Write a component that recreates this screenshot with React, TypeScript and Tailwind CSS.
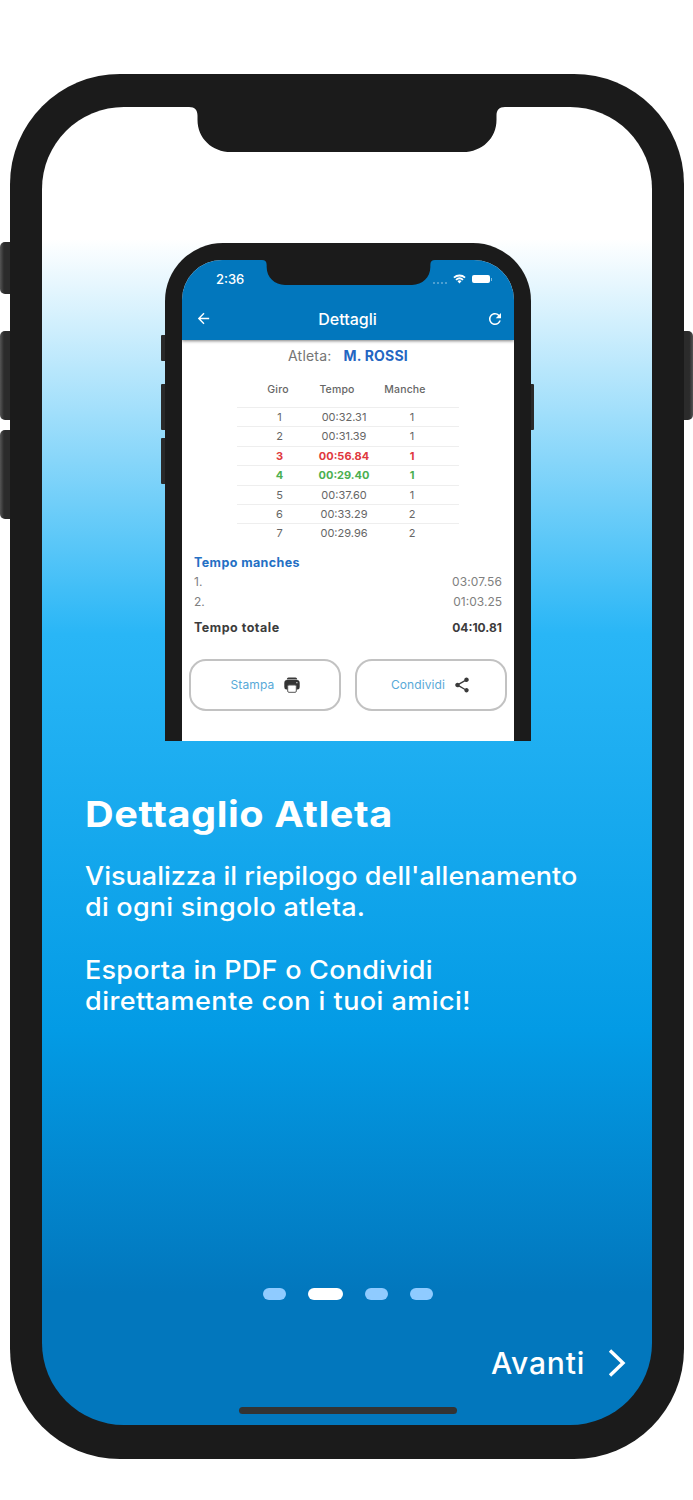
import React from 'react';
import { MdArrowBack, MdRefresh, MdShare } from 'react-icons/md';
import clsx from 'clsx';

const laps = [
  { lap: 1, time: '00:32.31', heat: 1 },
  { lap: 2, time: '00:31.39', heat: 1 },
  { lap: 3, time: '00:56.84', heat: 1, mark: 'slow' },
  { lap: 4, time: '00:29.40', heat: 1, mark: 'fast' },
  { lap: 5, time: '00:37.60', heat: 1 },
  { lap: 6, time: '00:33.29', heat: 2 },
  { lap: 7, time: '00:29.96', heat: 2 },
];

const Notch: React.FC<{ className: string }> = ({ className }) => (
  <svg viewBox="0 0 316 46" preserveAspectRatio="none" className={className} fill="#1b1b1b">
    <path d="M0 0 C6 0 8.500 3 8.500 9 V13 C8.500 32 23 46 42 46 H274 C293 46 307.500 32 307.500 13 V9 C307.500 3 310 0 316 0 Z" />
  </svg>
);

const WifiIcon = () => (
  <svg viewBox="0 0 14 10" className="w-[13px] h-[10px]" fill="none" stroke="white" strokeWidth="2">
    <path d="M1 3.500 C4.500 0.400 9.500 0.400 13 3.500" />
    <path d="M3.200 5.900 C5.500 3.900 8.500 3.900 10.800 5.900" />
    <path d="M4.700 7.200 Q7 5.500 9.300 7.200 L7 9.800 Z" fill="white" stroke="none" />
  </svg>
);

const PrinterIcon = () => (
  <svg viewBox="0 0 16 16" className="w-4 h-4">
    <path d="M4.500 0.500 H11.500 Q13 0.500 13.300 2.500 H2.700 Q3 0.500 4.500 0.500 Z" fill="#3a3a3a" />
    <path d="M3 3 H13 Q15.700 3 15.700 6 V10 Q15.700 12.500 13.500 12.500 H2.500 Q0.300 12.500 0.300 10 V6 Q0.300 3 3 3 Z" fill="#333" />
    <rect x="3.700" y="8" width="8.600" height="7.300" rx="1.200" fill="white" stroke="#555" strokeWidth="1" />
    <circle cx="12.900" cy="5.700" r="0.600" fill="white" />
  </svg>
);

const DetailScreen: React.FC = () => (
  <div className="w-[332px] h-[481px] bg-white rounded-t-[40px] overflow-hidden">
    <div className="h-20 bg-[#0277bd] text-white shadow-[0_1px_3px_rgba(0,0,0,0.5)]">
      <div className="flex h-[37px] items-start">
        <span className="w-[80px] pl-[34px] pt-[11px] text-[13px] leading-[17px] font-medium">2:36</span>
        <Notch className="w-[173px] h-[25px]" />
        <div className="flex items-center pt-[14px] h-[24px]">
          <span className="flex gap-[2px] mt-[7px] mr-[6px] -ml-[2px]">
            {[0, 1, 2, 3].map((i) => (
              <i key={i} className="w-[2px] h-[2px] rounded-full bg-white/40" />
            ))}
          </span>
          <WifiIcon />
          <span className="ml-[6px] w-[18px] h-[8px] rounded-[2px] bg-white" />
          <span className="ml-[1px] w-[1px] h-[3px] bg-white/50" />
        </div>
      </div>
      <div className="flex h-[43px] items-center justify-between pl-[13px] pr-[10px]">
        <MdArrowBack className="w-[17px] h-[17px] stroke-white" />
        <span className="-ml-[3px] text-[16px] leading-5 font-medium">Dettagli</span>
        <MdRefresh className="w-[18px] h-[18px] stroke-white" />
      </div>
    </div>

    <div className="flex justify-center gap-[12px] pt-[6px] text-[14px] leading-5">
      <span className="text-[#757575] tracking-[0.2px]">Atleta:</span>
      <span className="font-bold text-[#2466c2] tracking-[0.2px]">M. ROSSI</span>
    </div>

    <div className="ml-[55px] w-[222px] mt-[14px] text-[11px] text-center text-[#666]">
      <div className="flex h-[27px] leading-5 text-[10.500px] tracking-[0.150px] font-medium">
        <span className="w-[82px]">Giro</span>
        <span className="w-[36px]">Tempo</span>
        <span className="w-[100px]">Manche</span>
      </div>
      {laps.map((row) => (
        <div
          key={row.lap}
          className={clsx(
            'flex h-[19.400px] items-center border-t border-[#eee]',
            row.mark === 'slow' && 'font-bold text-[#e0393e]',
            row.mark === 'fast' && 'font-bold text-[#4caf50]',
          )}
        >
          <span className="w-[85px]">{row.lap}</span>
          <span className="w-[44px] flex justify-center whitespace-nowrap">{row.time}</span>
          <span className="w-[92px]">{row.heat}</span>
        </div>
      ))}
    </div>

    <div className="px-[12px] pt-[10px] text-[12px] leading-[19.400px] text-[#808080]">
      <p className="font-bold text-[#2470c4] text-[12.500px] tracking-[0.400px]">Tempo manches</p>
      <div className="flex justify-between"><span>1.</span><span className="tracking-[0.100px]">03:07.56</span></div>
      <div className="flex justify-between"><span>2.</span><span>01:03.25</span></div>
      <div className="flex justify-between mt-[7px] font-bold text-[#3c3c3c]">
        <span className="text-[12.500px] tracking-[0.500px]">Tempo totale</span>
        <span>04:10.81</span>
      </div>
    </div>

    <div className="flex gap-[14px] px-[7px] mt-[22px] text-[12px] text-[#58a9d8]">
      <button className="w-[152px] h-[52px] flex items-center justify-center gap-[9px] rounded-[17px] border-2 border-[#c2c2c2] tracking-[0.150px]">
        Stampa <PrinterIcon />
      </button>
      <button className="w-[152px] h-[52px] flex items-center justify-center gap-[8px] rounded-[17px] border-2 border-[#c2c2c2] tracking-[0.100px]">
        Condividi <MdShare className="w-[18px] h-[18px] text-[#3a3a3a]" />
      </button>
    </div>
  </div>
);

const PreviewPhone: React.FC = () => (
  <div className="flex pl-[119px] mt-[91px] h-[498px]">
    <div className="flex flex-col pt-[92px] gap-2">
      <i className="w-1 h-[26px] mb-[15px] bg-[#292929] rounded-l-[1px]" />
      <i className="w-1 h-[46px] bg-[#292929] rounded-l-[1px]" />
      <i className="w-1 h-[46px] bg-[#292929] rounded-l-[1px]" />
    </div>
    <div className="w-[366px] bg-[#1b1b1b] rounded-t-[58px] pt-[17px] px-[17px]">
      <DetailScreen />
    </div>
    <i className="w-[3px] h-[46px] mt-[141px] bg-[#292929] rounded-r-[1px]" />
  </div>
);

export default function App() {
  return (
    <div className="w-[693px] h-[1500px] flex bg-white pt-[74px] font-['Inter',sans-serif] overflow-hidden">
      <div className="flex flex-col w-[10px] pt-[168px]">
        <i className="h-[52px] rounded-l-[5px] bg-gradient-to-r from-[#555] to-[#2b2b2b] to-40%" />
        <i className="h-[89px] mt-[37px] rounded-l-[5px] bg-gradient-to-r from-[#555] to-[#2b2b2b] to-40%" />
        <i className="h-[89px] mt-[10px] rounded-l-[5px] bg-gradient-to-r from-[#555] to-[#2b2b2b] to-40%" />
      </div>

      <div className="w-[674px] h-[1385px] shrink-0 bg-[#1b1b1b] rounded-[110px] pt-[33px] px-[32px]">
        <div className="w-[610px] h-[1318px] flex flex-col rounded-[82px] overflow-hidden bg-[linear-gradient(to_bottom,#fff_10%,#29b6f6_40%,#039be5_70%,#0277bd_90%)] text-white">
          <Notch className="w-[316px] h-[45px] self-center" />
          <PreviewPhone />

          <div className="pl-[43px] whitespace-nowrap">
            <h1 className="mt-[51px] text-[36px] leading-[44px] font-bold tracking-[0.500px] origin-left scale-x-[1.103]">Dettaglio Atleta</h1>
            <div className="mt-[24px] flex flex-col gap-[31.200px] text-[25.500px] leading-[31.200px] font-medium origin-left scale-x-[1.060]">
              <p>
                Visualizza il riepilogo dell'allenamento<br />
                <span className="tracking-[0.200px]">di ogni singolo atleta.</span>
              </p>
              <p>
                <span className="tracking-[0.200px]">Esporta in PDF o Condividi</span><br />
                <span className="tracking-[0.420px]">direttamente con i tuoi amici!</span>
              </p>
            </div>
          </div>

          <div className="flex justify-center gap-[22px] mt-[272px] pl-[1px]">
            <i className="w-[23px] h-3 rounded-full bg-[#8fcbff]" />
            <i className="w-[35px] h-3 rounded-full bg-white" />
            <i className="w-[23px] h-3 rounded-full bg-[#8fcbff]" />
            <i className="w-[23px] h-3 rounded-full bg-[#8fcbff]" />
          </div>

          <button className="self-end flex items-center gap-[23px] mt-[43px] mr-[26px] text-[30px] leading-[40px] font-medium tracking-[0.800px]">
            Avanti
            <svg viewBox="0 0 18 28" className="w-[18px] h-[28px]" fill="none" stroke="white" strokeWidth="3.400">
              <path d="M2 1.500 L15 14 L2 26.500" />
            </svg>
          </button>
          <div className="self-center w-[218px] h-[7px] mt-[24px] ml-[2px] rounded-full bg-[#333]" />
        </div>
      </div>

      <i className="w-[9px] h-[89px] mt-[257px] rounded-r-[5px] bg-gradient-to-l from-[#555] to-[#2b2b2b] to-40%" />
    </div>
  );
}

********

From the first line of the listing above, repeat every line through the one holding "import clsx from 'clsx';". Both ends count, and pictures stay out.

Write a component that recreates this screenshot with React, TypeScript and Tailwind CSS.
import React from 'react';
import { MdArrowBack, MdRefresh, MdShare } from 'react-icons/md';
import clsx from 'clsx';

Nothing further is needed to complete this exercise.